I have grown fond of Twitter for a few different purposes over the last year or so – I still think it’s excellent for live quippy banter during football matches, for example. Especially as I have no friends and always end up watching it on my own.

But the front page of that site often makes me want to stab, twist and stab again. It’s full of the most sanctimonious bullshit I have had the profound misfortune to ever read – half-baked, nonsensical and downright idiotic gibberish that the morons writing it should be fucking ashamed of. And that’s without going in to the mind-numbing god-squad shit that clutters it up.

Problem is, they’re on the main page of Twitter, seen by millions, so they think they’re actually saying, or doing, something right. They’re not. Here are three examples. Well, two examples and one example of something that’s gone over my head. So I’m the idiot there. Let’s just call that one the control in this study.

First up is MileyCySupportt (yes, that’s an extra ‘t’) with this nugget of wisdom:

“We cant find anything in magazine sites about Liam Hemsworth. Why? Because he’s done. He’s nothing without Miley Cyrus. Thats it.”

I don’t give two flecks of crusty, five-week-old shit about Miley Cyrus and I genuinely have no idea who Liam Hemsworth is. I know who Hemsworth Ian is, but I doubt they’re related. But this user seems to genuinely believe the moronic little shit of a singer gives any semblance of a flying fuck about what they think. They seem to think they have any right to comment on the life and times of said little shit* as if their input is in some way relevant, thoughtful or in the slightest bit important. For that, they can piss the shit off. Yes, I am most likely picking on a 12-year-old here. I’m not even sorry.

Next up is the control example, from CornelWest:

“You can have all the schooling in the world, but If you’re still on the surface, you’re not really educated.”

I’m sure there’s some fine philosophical meaning behind this, but all I get out of it is ‘you need to become a Morlock, otherwise you’re a stupid, stupid twat.’ Which, to be honest, is a damn fine message to put on the front page of Twitter.

But the absolute best of today’s crop has to be this gem of an uplifting, feel-good quote from quotemeifyoucan:

“Don’t try to be a star. Be the moon; it shines brighter than everything in the sky.”

First up is the astounding idiocy on show here in indicating that people should aspire to be either a burning fucking ball of fucking gas in space or a fucking lump of fucking rock in fucking space.

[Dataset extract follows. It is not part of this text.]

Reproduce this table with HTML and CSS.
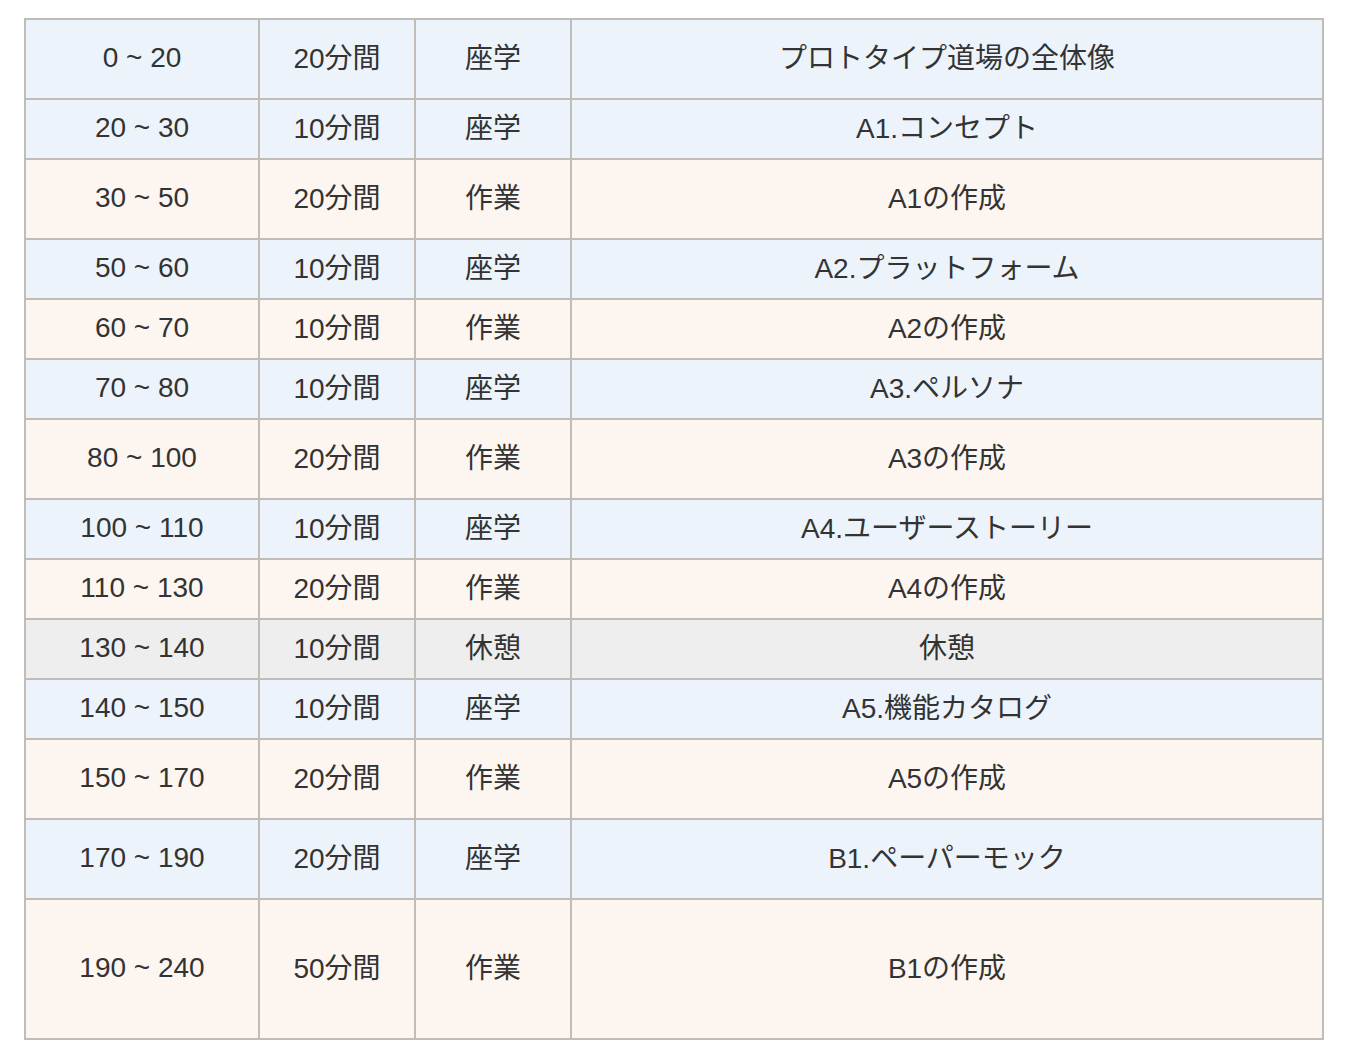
FILE: index.html
```html
<!DOCTYPE html>
<html lang="ja">
<head>
<meta charset="utf-8">
<title>プロトタイプ道場 タイムテーブル</title>
<link rel="stylesheet" href="styles.css">
</head>
<body>
<div class="wrap">
<table class="schedule">
  <colgroup>
    <col class="c-time">
    <col class="c-dur">
    <col class="c-type">
    <col class="c-title">
  </colgroup>
  <tbody>
    <tr class="lecture h20"><td class="time">0 ~ 20</td><td>20分間</td><td>座学</td><td>プロトタイプ道場の全体像</td></tr>
    <tr class="lecture h10"><td class="time">20 ~ 30</td><td>10分間</td><td>座学</td><td>A1.コンセプト</td></tr>
    <tr class="work h20"><td class="time">30 ~ 50</td><td>20分間</td><td>作業</td><td>A1の作成</td></tr>
    <tr class="lecture h10"><td class="time">50 ~ 60</td><td>10分間</td><td>座学</td><td>A2.プラットフォーム</td></tr>
    <tr class="work h10"><td class="time">60 ~ 70</td><td>10分間</td><td>作業</td><td>A2の作成</td></tr>
    <tr class="lecture h10"><td class="time">70 ~ 80</td><td>10分間</td><td>座学</td><td>A3.ペルソナ</td></tr>
    <tr class="work h20"><td class="time">80 ~ 100</td><td>20分間</td><td>作業</td><td>A3の作成</td></tr>
    <tr class="lecture h10"><td class="time">100 ~ 110</td><td>10分間</td><td>座学</td><td>A4.ユーザーストーリー</td></tr>
    <tr class="work h10"><td class="time">110 ~ 130</td><td>20分間</td><td>作業</td><td>A4の作成</td></tr>
    <tr class="rest h10"><td class="time">130 ~ 140</td><td>10分間</td><td>休憩</td><td>休憩</td></tr>
    <tr class="lecture h10"><td class="time">140 ~ 150</td><td>10分間</td><td>座学</td><td>A5.機能カタログ</td></tr>
    <tr class="work h20"><td class="time">150 ~ 170</td><td>20分間</td><td>作業</td><td>A5の作成</td></tr>
    <tr class="lecture h20"><td class="time">170 ~ 190</td><td>20分間</td><td>座学</td><td>B1.ペーパーモック</td></tr>
    <tr class="work h50"><td class="time">190 ~ 240</td><td>50分間</td><td>作業</td><td>B1の作成</td></tr>
  </tbody>
</table>
</div>
</body>
</html>
```

FILE: styles.css
```css
html, body {
  margin: 0;
  padding: 0;
  background: #ffffff;
}

.wrap {
  padding: 18px 22px 6px 24px;
}

.schedule {
  width: 1300px;
  table-layout: fixed;
  border-collapse: separate;
  border-spacing: 0;
  border-top: 2px solid #c0bcb7;
  border-left: 2px solid #c0bcb7;
  font-family: "Liberation Sans", "Noto Sans CJK JP", sans-serif;
  font-size: 28px;
  color: #333333;
}

.c-time { width: 234px; }
.c-dur { width: 156px; }
.c-type { width: 156px; }
.c-title { width: 752px; }

.schedule td {
  box-sizing: border-box;
  padding: 0 8px 6px;
  text-align: center;
  vertical-align: middle;
  border-right: 2px solid #c0bcb7;
  border-bottom: 2px solid #c0bcb7;
  white-space: nowrap;
}

.schedule td.time {
  padding-bottom: 2px;
}

.h10 { height: 60px; }
.h20 { height: 80px; }
.h50 { height: 140px; }

.lecture td { background: #edf3fb; }
.work td { background: #fdf6f0; }
.rest td { background: #eeeeee; }
```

That’s before we go into the real kicker here and point out that the only reason the moon shines as it does is because it reflects the light given off by the Sun. The Sun is actually the brightest thing in our sky, as far as I’m aware, and is actually – get this – a fucking star. Little sayings like this don’t just annoy cantankerous old twats like me, they’re actually harmful to society as a whole. Seriously, they are. You bring your little arsehole kids up to spout this nonsense and they will have little to no grasp on how utterly devoid of anything positive life can be, how unrelentingly awful people can be or how all you’re doing is cruising along, keeping your head down and waiting to fucking die. Also they’ll be irritating, chirpy little twunts that just need to shut up before I die of rage.

Fuck you everybody, good night.

*I mean, who in their right mind would ever comment openly on people they don’t actually know, or have any involvement with or contact with? Only a moron, quite clearly.**

**What I’ve done there is cleverly lampoon myself in a hilarious fashion. If you didn’t pick that up then piss off, you’re a moron.